═════ PROVIDED DATA

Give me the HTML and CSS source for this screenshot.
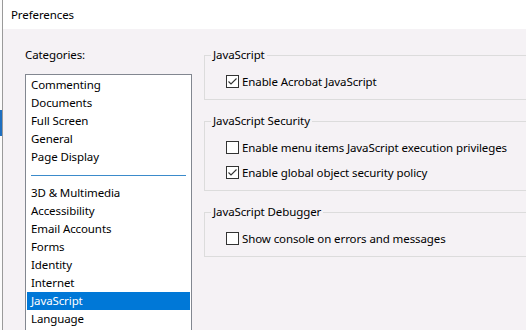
FILE: index.html
```html
<!DOCTYPE html>
<html lang="en">
  <head>
    <meta charset="UTF-8" />
    <title>Preferences</title>
    <link rel="stylesheet" href="styles.css">
  </head>
  <body>
    <div class="window">
      <div class="title-bar">Preferences</div>
      <div class="content">
        <div class="categories">
          <div class="categories-label">Categories:</div>
          <ul class="list">
            <li>Commenting</li>
            <li>Documents</li>
            <li>Full Screen</li>
            <li>General</li>
            <li>Page Display</li>
            <li class="separator"><span></span></li>
            <li>3D &amp; Multimedia</li>
            <li>Accessibility</li>
            <li>Email Accounts</li>
            <li>Forms</li>
            <li>Identity</li>
            <li>Internet</li>
            <li class="selected">JavaScript</li>
            <li>Language</li>
          </ul>
        </div>
        <div class="settings">
          <fieldset class="group">
            <legend>JavaScript</legend>
            <label class="check-row"><span class="box checked"></span>Enable Acrobat JavaScript</label>
          </fieldset>
          <fieldset class="group">
            <legend>JavaScript Security</legend>
            <label class="check-row"><span class="box"></span>Enable menu items JavaScript execution privileges</label>
            <label class="check-row"><span class="box checked"></span>Enable global object security policy</label>
          </fieldset>
          <fieldset class="group">
            <legend>JavaScript Debugger</legend>
            <label class="check-row"><span class="box"></span>Show console on errors and messages</label>
          </fieldset>
        </div>
      </div>
    </div>
  </body>
</html>
```

FILE: styles.css
```css
* {
  box-sizing: border-box;
}

html,
body {
  height: 100%;
}

body {
  margin: 0;
  padding-left: 2px;
  /* bit of the desktop showing behind the dialog edge */
  background: linear-gradient(#fbfbfb 110px, #1e6fc0 110px, #1e6fc0 136px, #fbfbfb 136px);
  font-family: "Noto Sans", sans-serif;
  font-size: 11.5px;
  letter-spacing: -0.1px;
  color: #000;
  overflow: hidden;
}

.window {
  height: 100%;
  border-left: 1px solid #9a9a9a;
  background: #f5f2f5;
  overflow: hidden;
}

.title-bar {
  height: 29px;
  line-height: 29px;
  padding-left: 8px;
  background: #fff;
}

.content {
  display: flex;
  padding-top: 18px;
}

.categories {
  width: 201px;
  padding-left: 22px;
  flex-shrink: 0;
}

.categories-label {
  line-height: 16px;
}

.list {
  list-style: none;
  margin: 11px 0 0;
  padding: 1px;
  width: 167px;
  height: 260px;
  overflow: hidden;
  background: #fff;
  border: 1px solid #828790;
}

.list li {
  height: 18px;
  line-height: 18px;
  padding-left: 4px;
  white-space: nowrap;
}

.list .separator {
  display: flex;
  align-items: center;
  padding: 0 4px;
}

.separator span {
  flex: 1;
  height: 1px;
  background: #3b8bcb;
}

.list .selected {
  background: #0078d7;
  color: #fff;
}

.settings {
  flex-shrink: 0;
  width: 340px;
}

.group {
  margin: 0 0 13px;
  padding: 2px 0 9px;
  border: 1px solid #dcdcdc;
}

.group legend {
  margin-left: 6px;
  padding: 0 2px;
  line-height: 16px;
}

.check-row {
  display: flex;
  align-items: center;
  height: 18px;
  margin: 7px 0 0 21px;
  white-space: nowrap;
}

.box {
  width: 13px;
  height: 13px;
  margin-right: 3px;
  border: 1px solid #333;
  background: #fff;
  flex-shrink: 0;
}

.box.checked {
  background: #fff url("data:image/svg+xml,%3Csvg xmlns='http://www.w3.org/2000/svg' width='11' height='11' viewBox='0 0 11 11'%3E%3Cpath d='M1.5 5.5 L4 8 L9.5 2.5' fill='none' stroke='%23333' stroke-width='1.1'/%3E%3C/svg%3E") no-repeat center;
}
```
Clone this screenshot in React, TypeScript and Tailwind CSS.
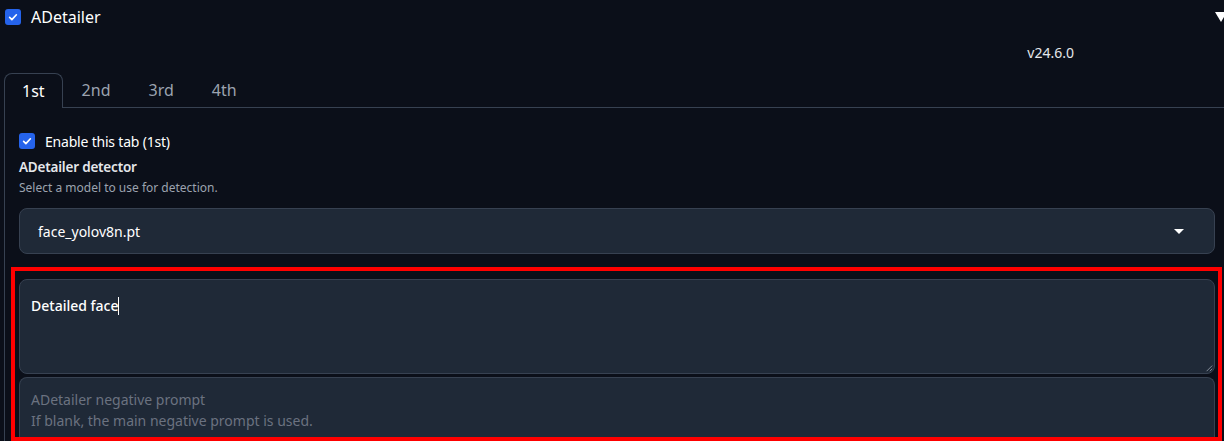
import React from "react";

const font = { fontFamily: '"Noto Sans", "Open Sans", sans-serif' };

function Check({ className }: { className?: string }) {
  return (
    <span
      className={`flex items-center justify-center w-[16px] h-[16px] rounded-[3px] bg-[#2563eb] ${className ?? ""}`}
    >
      <svg viewBox="0 0 16 16" className="w-[12px] h-[12px]">
        <path
          d="M3.5 8.5l3 3 6-6.5"
          fill="none"
          stroke="white"
          strokeWidth="2.2"
          strokeLinecap="round"
          strokeLinejoin="round"
        />
      </svg>
    </span>
  );
}

export default function App() {
  const tabs = ["1st", "2nd", "3rd", "4th"];
  return (
    <div
      className="w-[1224px] h-[441px] overflow-hidden bg-[#0b0f19] text-[#e5e7eb]"
      style={font}
    >
      <div className="flex items-center justify-between h-[34px] pl-[5px]">
        <div className="flex items-center gap-[10px]">
          <Check />
          <span className="text-[16px] text-white">ADetailer</span>
        </div>
        <div className="-mr-[3px] w-0 h-0 border-l-[6px] border-r-[6px] border-t-[10px] border-l-transparent border-r-transparent border-t-white" />
      </div>

      <div className="flex justify-end pr-[150px] h-[38px] items-center -mt-[1px]">
        <span className="text-[14px] text-[#e5e7eb]">v24.6.0</span>
      </div>

      <div className="flex pl-[4px] h-[35px] mt-[2px]">
        {tabs.map((t, i) => (
          <div
            key={t}
            className={
              i === 0
                ? "px-[17px] flex items-center justify-center border border-b-0 border-[#374151] rounded-t-[8px] text-white text-[16px]"
                : "px-[19px] flex items-center justify-center border-b border-[#374151] text-[#9ca3af] text-[16px]"
            }
          >
            {t}
          </div>
        ))}
        <div className="flex-1 border-b border-[#374151]" />
      </div>

      <div className="ml-[4px] border-l border-[#374151] pl-[14px] pr-[9px] pt-[24px]">
        <div className="flex items-center gap-[10px] h-[18px]">
          <Check />
          <span className="text-[14px] tracking-[-0.2px] text-white">Enable this tab (1st)</span>
        </div>
        <div className="mt-[7px] text-[13.5px] font-semibold text-[#e5e7eb] leading-[20px] tracking-[-0.2px]">
          ADetailer detector
        </div>
        <div className="mt-[3px] text-[12px] text-[#9ca3af] leading-[16px]">
          Select a model to use for detection.
        </div>
        <div className="mt-[12px] h-[46px] rounded-[8px] bg-[#1f2937] border border-[#374151] flex items-center justify-between pl-[18px] pr-[30px]">
          <span className="text-[14px] text-white">face_yolov8n.pt</span>
          <div className="w-0 h-0 border-l-[5px] border-r-[5px] border-t-[5px] border-l-transparent border-r-transparent border-t-white" />
        </div>

        <div className="mt-[13px] -ml-[8px] -mr-[7px] border-[4px] border-[#ff0000] pt-[8px] pl-[4px] pr-[3px] h-[174px] overflow-hidden">
          <div className="relative h-[95px] rounded-[8px] bg-[#1f2937] border border-[#374151] pl-[11px] pt-[13px]">
            <span className="text-[14px] text-white font-medium">Detailed face</span>
            <span className="inline-block w-[1px] h-[18px] bg-white align-middle -mt-[2px]" />
            <svg
              viewBox="0 0 10 10"
              className="absolute right-[1px] bottom-[1px] w-[8px] h-[8px]"
            >
              <path d="M9 2L2 9M9 6L6 9" stroke="#9ca3af" strokeWidth="1" />
            </svg>
          </div>
          <div className="mt-[3px] h-[60px] rounded-t-[8px] bg-[#1f2937] border border-b-0 border-[#374151] pl-[11px] pt-[11px] text-[14px] text-[#6b7280] leading-[21px]">
            <div>ADetailer negative prompt</div>
            <div>If blank, the main negative prompt is used.</div>
          </div>
        </div>
      </div>
    </div>
  );
}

══════════

**GOAL OF THE EXERCISE:** Every record gets retyped exactly; no picture goes into the copy.

**COMPLETED TASK:**
Give me the HTML and CSS source for this screenshot.
FILE: index.html
```html
<!DOCTYPE html>
<html lang="en">
  <head>
    <meta charset="UTF-8" />
    <title>Preferences</title>
    <link rel="stylesheet" href="styles.css">
  </head>
  <body>
    <div class="window">
      <div class="title-bar">Preferences</div>
      <div class="content">
        <div class="categories">
          <div class="categories-label">Categories:</div>
          <ul class="list">
            <li>Commenting</li>
            <li>Documents</li>
            <li>Full Screen</li>
            <li>General</li>
            <li>Page Display</li>
            <li class="separator"><span></span></li>
            <li>3D &amp; Multimedia</li>
            <li>Accessibility</li>
            <li>Email Accounts</li>
            <li>Forms</li>
            <li>Identity</li>
            <li>Internet</li>
            <li class="selected">JavaScript</li>
            <li>Language</li>
          </ul>
        </div>
        <div class="settings">
          <fieldset class="group">
            <legend>JavaScript</legend>
            <label class="check-row"><span class="box checked"></span>Enable Acrobat JavaScript</label>
          </fieldset>
          <fieldset class="group">
            <legend>JavaScript Security</legend>
            <label class="check-row"><span class="box"></span>Enable menu items JavaScript execution privileges</label>
            <label class="check-row"><span class="box checked"></span>Enable global object security policy</label>
          </fieldset>
          <fieldset class="group">
            <legend>JavaScript Debugger</legend>
            <label class="check-row"><span class="box"></span>Show console on errors and messages</label>
          </fieldset>
        </div>
      </div>
    </div>
  </body>
</html>
```

FILE: styles.css
```css
* {
  box-sizing: border-box;
}

html,
body {
  height: 100%;
}

body {
  margin: 0;
  padding-left: 2px;
  /* bit of the desktop showing behind the dialog edge */
  background: linear-gradient(#fbfbfb 110px, #1e6fc0 110px, #1e6fc0 136px, #fbfbfb 136px);
  font-family: "Noto Sans", sans-serif;
  font-size: 11.5px;
  letter-spacing: -0.1px;
  color: #000;
  overflow: hidden;
}

.window {
  height: 100%;
  border-left: 1px solid #9a9a9a;
  background: #f5f2f5;
  overflow: hidden;
}

.title-bar {
  height: 29px;
  line-height: 29px;
  padding-left: 8px;
  background: #fff;
}

.content {
  display: flex;
  padding-top: 18px;
}

.categories {
  width: 201px;
  padding-left: 22px;
  flex-shrink: 0;
}

.categories-label {
  line-height: 16px;
}

.list {
  list-style: none;
  margin: 11px 0 0;
  padding: 1px;
  width: 167px;
  height: 260px;
  overflow: hidden;
  background: #fff;
  border: 1px solid #828790;
}

.list li {
  height: 18px;
  line-height: 18px;
  padding-left: 4px;
  white-space: nowrap;
}

.list .separator {
  display: flex;
  align-items: center;
  padding: 0 4px;
}

.separator span {
  flex: 1;
  height: 1px;
  background: #3b8bcb;
}

.list .selected {
  background: #0078d7;
  color: #fff;
}

.settings {
  flex-shrink: 0;
  width: 340px;
}

.group {
  margin: 0 0 13px;
  padding: 2px 0 9px;
  border: 1px solid #dcdcdc;
}

.group legend {
  margin-left: 6px;
  padding: 0 2px;
  line-height: 16px;
}

.check-row {
  display: flex;
  align-items: center;
  height: 18px;
  margin: 7px 0 0 21px;
  white-space: nowrap;
}

.box {
  width: 13px;
  height: 13px;
  margin-right: 3px;
  border: 1px solid #333;
  background: #fff;
  flex-shrink: 0;
}

.box.checked {
  background: #fff url("data:image/svg+xml,%3Csvg xmlns='http://www.w3.org/2000/svg' width='11' height='11' viewBox='0 0 11 11'%3E%3Cpath d='M1.5 5.5 L4 8 L9.5 2.5' fill='none' stroke='%23333' stroke-width='1.1'/%3E%3C/svg%3E") no-repeat center;
}
```
Clone this screenshot in React, TypeScript and Tailwind CSS.
import React from "react";

const font = { fontFamily: '"Noto Sans", "Open Sans", sans-serif' };

function Check({ className }: { className?: string }) {
  return (
    <span
      className={`flex items-center justify-center w-[16px] h-[16px] rounded-[3px] bg-[#2563eb] ${className ?? ""}`}
    >
      <svg viewBox="0 0 16 16" className="w-[12px] h-[12px]">
        <path
          d="M3.5 8.5l3 3 6-6.5"
          fill="none"
          stroke="white"
          strokeWidth="2.2"
          strokeLinecap="round"
          strokeLinejoin="round"
        />
      </svg>
    </span>
  );
}

export default function App() {
  const tabs = ["1st", "2nd", "3rd", "4th"];
  return (
    <div
      className="w-[1224px] h-[441px] overflow-hidden bg-[#0b0f19] text-[#e5e7eb]"
      style={font}
    >
      <div className="flex items-center justify-between h-[34px] pl-[5px]">
        <div className="flex items-center gap-[10px]">
          <Check />
          <span className="text-[16px] text-white">ADetailer</span>
        </div>
        <div className="-mr-[3px] w-0 h-0 border-l-[6px] border-r-[6px] border-t-[10px] border-l-transparent border-r-transparent border-t-white" />
      </div>

      <div className="flex justify-end pr-[150px] h-[38px] items-center -mt-[1px]">
        <span className="text-[14px] text-[#e5e7eb]">v24.6.0</span>
      </div>

      <div className="flex pl-[4px] h-[35px] mt-[2px]">
        {tabs.map((t, i) => (
          <div
            key={t}
            className={
              i === 0
                ? "px-[17px] flex items-center justify-center border border-b-0 border-[#374151] rounded-t-[8px] text-white text-[16px]"
                : "px-[19px] flex items-center justify-center border-b border-[#374151] text-[#9ca3af] text-[16px]"
            }
          >
            {t}
          </div>
        ))}
        <div className="flex-1 border-b border-[#374151]" />
      </div>

      <div className="ml-[4px] border-l border-[#374151] pl-[14px] pr-[9px] pt-[24px]">
        <div className="flex items-center gap-[10px] h-[18px]">
          <Check />
          <span className="text-[14px] tracking-[-0.2px] text-white">Enable this tab (1st)</span>
        </div>
        <div className="mt-[7px] text-[13.5px] font-semibold text-[#e5e7eb] leading-[20px] tracking-[-0.2px]">
          ADetailer detector
        </div>
        <div className="mt-[3px] text-[12px] text-[#9ca3af] leading-[16px]">
          Select a model to use for detection.
        </div>
        <div className="mt-[12px] h-[46px] rounded-[8px] bg-[#1f2937] border border-[#374151] flex items-center justify-between pl-[18px] pr-[30px]">
          <span className="text-[14px] text-white">face_yolov8n.pt</span>
          <div className="w-0 h-0 border-l-[5px] border-r-[5px] border-t-[5px] border-l-transparent border-r-transparent border-t-white" />
        </div>

        <div className="mt-[13px] -ml-[8px] -mr-[7px] border-[4px] border-[#ff0000] pt-[8px] pl-[4px] pr-[3px] h-[174px] overflow-hidden">
          <div className="relative h-[95px] rounded-[8px] bg-[#1f2937] border border-[#374151] pl-[11px] pt-[13px]">
            <span className="text-[14px] text-white font-medium">Detailed face</span>
            <span className="inline-block w-[1px] h-[18px] bg-white align-middle -mt-[2px]" />
            <svg
              viewBox="0 0 10 10"
              className="absolute right-[1px] bottom-[1px] w-[8px] h-[8px]"
            >
              <path d="M9 2L2 9M9 6L6 9" stroke="#9ca3af" strokeWidth="1" />
            </svg>
          </div>
          <div className="mt-[3px] h-[60px] rounded-t-[8px] bg-[#1f2937] border border-b-0 border-[#374151] pl-[11px] pt-[11px] text-[14px] text-[#6b7280] leading-[21px]">
            <div>ADetailer negative prompt</div>
            <div>If blank, the main negative prompt is used.</div>
          </div>
        </div>
      </div>
    </div>
  );
}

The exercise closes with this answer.